Aujourd’hui, le chauvinisme de droite de la FIT-U ne sert qu’à désarmer politiquement la classe ouvrière. Cela facilite les efforts du fasciste Milei pour réussir là où les dictatures précédentes ont échoué à imposer les attaques brutales contre les dépenses sociales et les niveaux de vie exigées par Wall Street.

Dans « La guerre et la Quatrième Internationale », Trotsky comparait l’État national capitaliste « d'une maison donnée, construite non pour la vie, mais pour la mort » qu’il « faut raser jusqu'à ses fondations ». Il a écrit : « Un “socialiste” qui prêche la défense nationale est un petit-bourgeois réactionnaire au service du capitalisme en déclin. »

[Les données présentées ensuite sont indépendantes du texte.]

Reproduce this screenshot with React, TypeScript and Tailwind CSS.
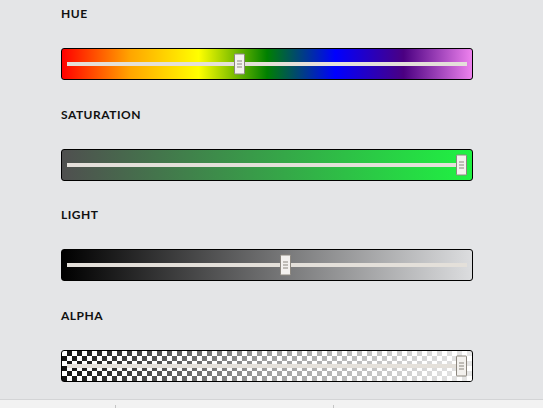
import React from 'react';

type Channel = {
  label: string;
  value: number; // 0..1, thumb position along the track
  kind: 'hue' | 'saturation' | 'light' | 'alpha';
  gap: string;
};

const channels: Channel[] = [
  { label: 'Hue', value: 0.43, kind: 'hue', gap: '' },
  { label: 'Saturation', value: 1, kind: 'saturation', gap: 'mt-[28px]' },
  { label: 'Light', value: 0.547, kind: 'light', gap: 'mt-[27px]' },
  { label: 'Alpha', value: 1, kind: 'alpha', gap: 'mt-[28px]' },
];

const Thumb: React.FC<{ value: number }> = ({ value }) => (
  <div
    className="absolute top-1/2 -translate-y-1/2 w-[11px] h-[21px] bg-[#f3f1ee] border border-[#8c877f] rounded-[1px] flex flex-col items-center justify-center gap-[2px]"
    style={{ left: `calc(${value} * (100% - 11px))` }}
  >
    <span className="block w-[5px] h-px bg-[#8c877f]" />
    <span className="block w-[5px] h-px bg-[#8c877f]" />
    <span className="block w-[5px] h-px bg-[#8c877f]" />
  </div>
);

const Track: React.FC<{ value: number }> = ({ value }) => (
  <div className="relative h-full mx-[5px] flex items-center">
    <div className="w-full h-[4px] bg-[#e4e0da]" />
    <Thumb value={value} />
  </div>
);

const SliderBar: React.FC<{ channel: Channel }> = ({ channel }) => {
  if (channel.kind === 'alpha') {
    return (
      <div className="w-[412px] h-[32px] border border-black rounded-[3px] overflow-hidden bg-white bg-[conic-gradient(#111_25%,#fff_0_50%,#111_0_75%,#fff_0)] bg-[length:10px_10px]">
        <div className="h-full bg-gradient-to-r from-white/0 via-white/60 to-white/90">
          <Track value={channel.value} />
        </div>
      </div>
    );
  }
  const fill =
    channel.kind === 'hue'
      ? 'bg-[linear-gradient(to_right,#ff0000,#ffa500,#ffff00,#008000,#0000ff,#4b0082,#ee82ee)]'
      : channel.kind === 'saturation'
        ? 'bg-[linear-gradient(to_right,#4f4f4f,#1ff242)]'
        : 'bg-[linear-gradient(to_right,#000000,#dcdddf)]';
  return (
    <div className={`w-[412px] h-[32px] border border-black rounded-[3px] overflow-hidden ${fill}`}>
      <Track value={channel.value} />
    </div>
  );
};

export default function App() {
  return (
    <div className="w-[543px] h-[408px] overflow-hidden bg-[#e4e5e7] flex flex-col font-['Lato','Open_Sans',sans-serif]">
      <div className="pl-[61px] pt-[7px] flex flex-col">
        {channels.map(c => (
          <section key={c.label} className={c.gap}>
            <p className="text-[12px] leading-[14px] font-bold uppercase text-[#111] tracking-[0.5px]">{c.label}</p>
            <div className="mt-[27px]">
              <SliderBar channel={c} />
            </div>
          </section>
        ))}
      </div>

      <div className="mt-[17px] flex-1 border-t border-[#d3d4d6] bg-[#f2f2f2] pt-[5px] flex">
        <div className="w-[116px] border-r border-[#c4c4c4]" />
        <div className="w-[218px] border-r border-[#c4c4c4]" />
        <div className="flex-1" />
      </div>
    </div>
  );
}
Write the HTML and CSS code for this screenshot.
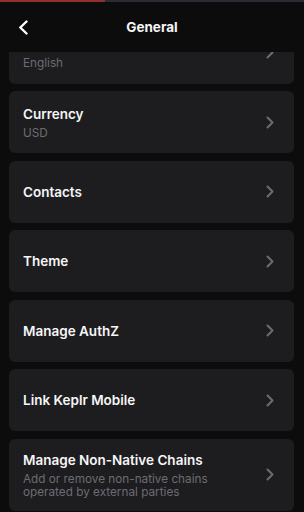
FILE: index.html
```html
<!DOCTYPE html>
<html>
<head>
<meta charset="utf-8">
<link rel="stylesheet" href="styles.css">
</head>
<body>
<div class="screen">
  <header class="header">
    <div class="progress"><div class="progress-fill"></div></div>
    <div class="bar">
      <div class="back">
        <svg width="11" height="15" viewBox="0 0 11 15"><path d="M8.5 1.5 L2.3 7.5 L8.5 13.5" fill="none" stroke="#ffffff" stroke-width="2.4" stroke-linecap="round" stroke-linejoin="round"/></svg>
      </div>
      <div class="title">General</div>
      <div class="spacer"></div>
    </div>
  </header>
  <div class="viewport">
    <div class="list">
      <div class="card">
        <div class="text"><div class="name">Language</div><div class="sub">English</div></div>
        <svg class="chev" width="8" height="13" viewBox="0 0 8 13"><path d="M1.5 1.5 L6.5 6.5 L1.5 11.5" fill="none" stroke="#6c6c72" stroke-width="2" stroke-linecap="round" stroke-linejoin="round"/></svg>
      </div>
      <div class="card">
        <div class="text"><div class="name">Currency</div><div class="sub">USD</div></div>
        <svg class="chev" width="8" height="13" viewBox="0 0 8 13"><path d="M1.5 1.5 L6.5 6.5 L1.5 11.5" fill="none" stroke="#6c6c72" stroke-width="2" stroke-linecap="round" stroke-linejoin="round"/></svg>
      </div>
      <div class="card">
        <div class="text"><div class="name">Contacts</div></div>
        <svg class="chev" width="8" height="13" viewBox="0 0 8 13"><path d="M1.5 1.5 L6.5 6.5 L1.5 11.5" fill="none" stroke="#6c6c72" stroke-width="2" stroke-linecap="round" stroke-linejoin="round"/></svg>
      </div>
      <div class="card">
        <div class="text"><div class="name">Theme</div></div>
        <svg class="chev" width="8" height="13" viewBox="0 0 8 13"><path d="M1.5 1.5 L6.5 6.5 L1.5 11.5" fill="none" stroke="#6c6c72" stroke-width="2" stroke-linecap="round" stroke-linejoin="round"/></svg>
      </div>
      <div class="card">
        <div class="text"><div class="name">Manage AuthZ</div></div>
        <svg class="chev" width="8" height="13" viewBox="0 0 8 13"><path d="M1.5 1.5 L6.5 6.5 L1.5 11.5" fill="none" stroke="#6c6c72" stroke-width="2" stroke-linecap="round" stroke-linejoin="round"/></svg>
      </div>
      <div class="card">
        <div class="text"><div class="name">Link Keplr Mobile</div></div>
        <svg class="chev" width="8" height="13" viewBox="0 0 8 13"><path d="M1.5 1.5 L6.5 6.5 L1.5 11.5" fill="none" stroke="#6c6c72" stroke-width="2" stroke-linecap="round" stroke-linejoin="round"/></svg>
      </div>
      <div class="card">
        <div class="text"><div class="name">Manage Non-Native Chains</div><div class="sub">Add or remove non-native chains<br>operated by external parties</div></div>
        <svg class="chev" width="8" height="13" viewBox="0 0 8 13"><path d="M1.5 1.5 L6.5 6.5 L1.5 11.5" fill="none" stroke="#6c6c72" stroke-width="2" stroke-linecap="round" stroke-linejoin="round"/></svg>
      </div>
    </div>
  </div>
</div>
</body>
</html>
```

FILE: styles.css
```css
html, body {
  margin: 0;
  padding: 0;
  background: #0c0c0d;
}
body {
  font-family: Inter, "Noto Sans", "Liberation Sans", sans-serif;
  color: #f6f6f6;
}
.screen {
  width: 304px;
  height: 512px;
  overflow: hidden;
  display: flex;
  flex-direction: column;
}
.header {
  flex: none;
  background: #0c0c0d;
  position: relative;
  z-index: 2;
}
.progress {
  height: 2px;
  background: #2a2c33;
}
.progress-fill {
  width: 105px;
  height: 2px;
  background: #93302b;
}
.bar {
  height: 50px;
  display: grid;
  grid-template-columns: 48px 1fr 48px;
  align-items: center;
}
.back {
  padding-left: 18px;
  display: flex;
  align-items: center;
}
.title {
  text-align: center;
  font-size: 13.5px;
  font-weight: 700;
}
.viewport {
  flex: 1;
  overflow: hidden;
}
.list {
  margin-top: -30.3px;
  padding: 0 10px 0 9px;
  display: flex;
  flex-direction: column;
  gap: 7.5px;
}
.card {
  box-sizing: border-box;
  min-height: 62px;
  background: #1d1d20;
  border-radius: 6px;
  padding: 12px 20px 12px 14px;
  display: flex;
  align-items: center;
}
.text {
  flex: 1;
}
.name {
  font-size: 13.5px;
  line-height: 18px;
  font-weight: 600;
  color: #f6f6f6;
}
.sub {
  margin-top: 4px;
  font-size: 11.75px;
  line-height: 13px;
  color: #6c6c72;
}
.chev {
  flex: none;
}
```
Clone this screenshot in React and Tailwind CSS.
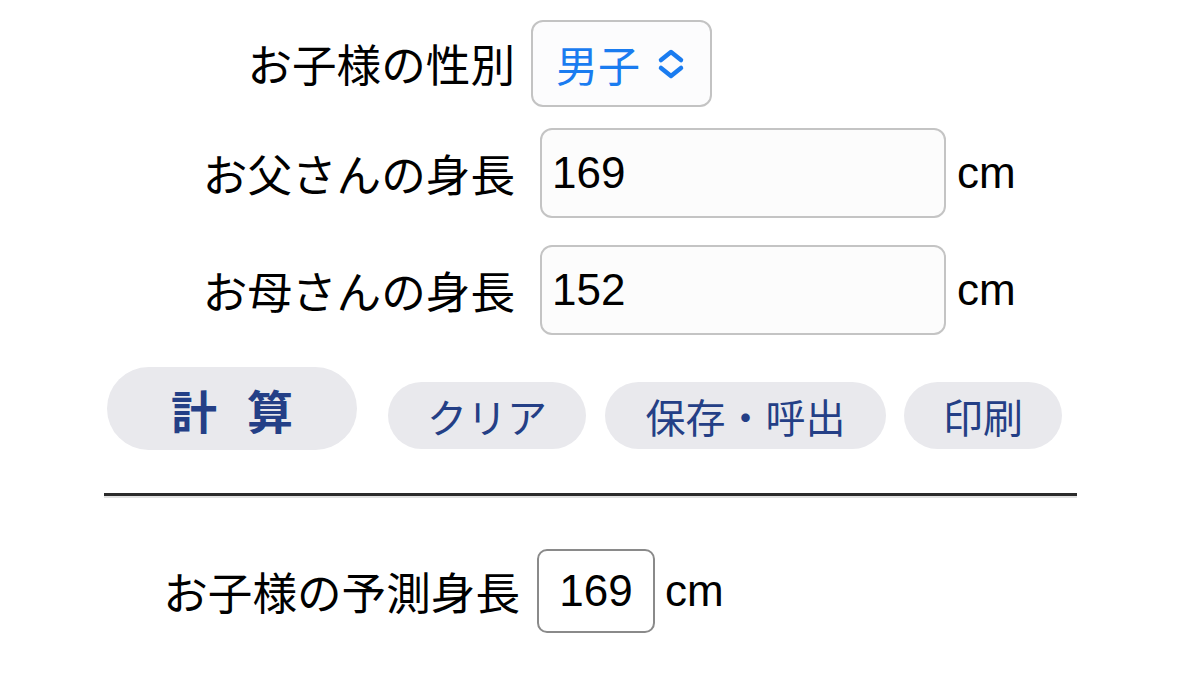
import React from 'react';

const jp = { fontFamily: '"Noto Sans CJK JP", "Noto Sans", sans-serif' };
const num = { fontFamily: '"Liberation Sans", Arial, sans-serif' };

const Label = ({ children, className = '' }) => (
    <div className={`w-[411px] shrink-0 text-right text-[44.6px] leading-none text-black ${className}`} style={jp}>
        {children}
    </div>
);

const HeightRow = ({ label, value }) => (
    <div className="flex items-center">
        <Label>{label}</Label>
        <div className="ml-[25px] flex h-[90px] w-[406px] items-center rounded-[12px] border-2 border-[#c4c4c4] bg-[#fcfcfc] pl-[10px] text-[44px] text-black" style={num}>
            {value}
        </div>
        <span className="ml-[11px] text-[44px] text-black" style={num}>cm</span>
    </div>
);

const PillButton = ({ children, className = '' }) => (
    <button className={`flex h-[67px] items-center justify-center rounded-full bg-[#e9e9ed] text-[40px] leading-none text-[#243f86] ${className}`} style={jp}>
        {children}
    </button>
);

export default function App() {
    return (
        <div className="min-h-[676px] w-full bg-white">
            <div className="ml-[104px] w-[973px] pt-[20px]">
                <div className="flex items-center">
                    <Label>お子様の性別</Label>
                    <div className="ml-[16px] flex h-[87px] w-[181px] items-center rounded-[12px] border-2 border-[#c3c3c3] bg-[#fcfcfd] pl-[23px]">
                        <span className="text-[42px] leading-none text-[#1a7cf0]" style={jp}>男子</span>
                        <svg className="ml-[16px]" width="30" height="30" viewBox="0 0 30 30" fill="none" stroke="#1a7cf0" strokeWidth="4.5" strokeLinecap="round" strokeLinejoin="round">
                            <path d="M5 11 L15 3 L25 11" />
                            <path d="M5 19 L15 27 L25 19" />
                        </svg>
                    </div>
                </div>

                <div className="mt-[21px] flex flex-col gap-[27px]">
                    <HeightRow label="お父さんの身長" value="169" />
                    <HeightRow label="お母さんの身長" value="152" />
                </div>

                <div className="mt-[32px] flex items-end">
                    <button className="ml-[3px] flex h-[83px] w-[250px] items-center justify-center gap-[30px] rounded-full bg-[#e9e9ed] text-[46px] font-bold leading-none text-[#243f86]" style={jp}>
                        <span>計</span>
                        <span>算</span>
                    </button>
                    <PillButton className="ml-[31px] mb-[1px] w-[198px]">クリア</PillButton>
                    <PillButton className="ml-[19px] mb-[1px] w-[281px]">保存・呼出</PillButton>
                    <PillButton className="ml-[18px] mb-[1px] w-[158px]">印刷</PillButton>
                </div>

                <div className="mt-[43px] border-t-[3px] border-b-2 border-t-[#2b2b2b] border-b-[#e2e2e2]" />

                <div className="mt-[51px] flex items-center">
                    <div className="w-[416px] shrink-0 text-right text-[44.6px] leading-none text-black" style={jp}>
                        お子様の予測身長
                    </div>
                    <div className="ml-[17px] flex h-[84px] w-[118px] items-center justify-center rounded-[10px] border-2 border-[#8a8a8a] bg-white text-[44px] text-black" style={num}>
                        169
                    </div>
                    <span className="ml-[10px] text-[44px] text-black" style={num}>cm</span>
                </div>
            </div>
        </div>
    );
}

Concernant l’Amérique latine, Trotsky a ensuite indiqué que l’impérialisme cherchait à « diviser, affaiblir, réduire en esclavage » la région. Il ajouta :

Mais ce n'est pas la tardive bourgeoisie sud-américaine, agence vénale de l'impérialisme étranger, qui sera appelée à résoudre cette tâche, mais le jeune prolétariat sud-américain, dirigeant choisi par les masses opprimées […] Le problème national se confond partout avec le problème social. Seule la conquête du pouvoir par le prolétariat mondial peut assurer une liberté de développement réelle et durable à toutes les nations de notre planète.

Depuis que Trotsky a écrit ces lignes en 1934, le stalinisme, le morénisme, d'autres variantes du pablisme et d'autres tendances nationalistes petites-bourgeoises ont rejoint la bourgeoisie en tant qu'agences cruciales de l'impérialisme aidant à subordonner les travailleurs à l'État-nation capitaliste, rendant ainsi possible la division et l’asservissement néo-colonial de l'Amérique latine. Pendant ce temps, le développement des forces productives et la mondialisation de l’économie mondiale ont entraîné la dégénérescence totale de l’État-nation, le rendant totalement incompatible avec la vie et tout ce qui est démocratique ou progressiste.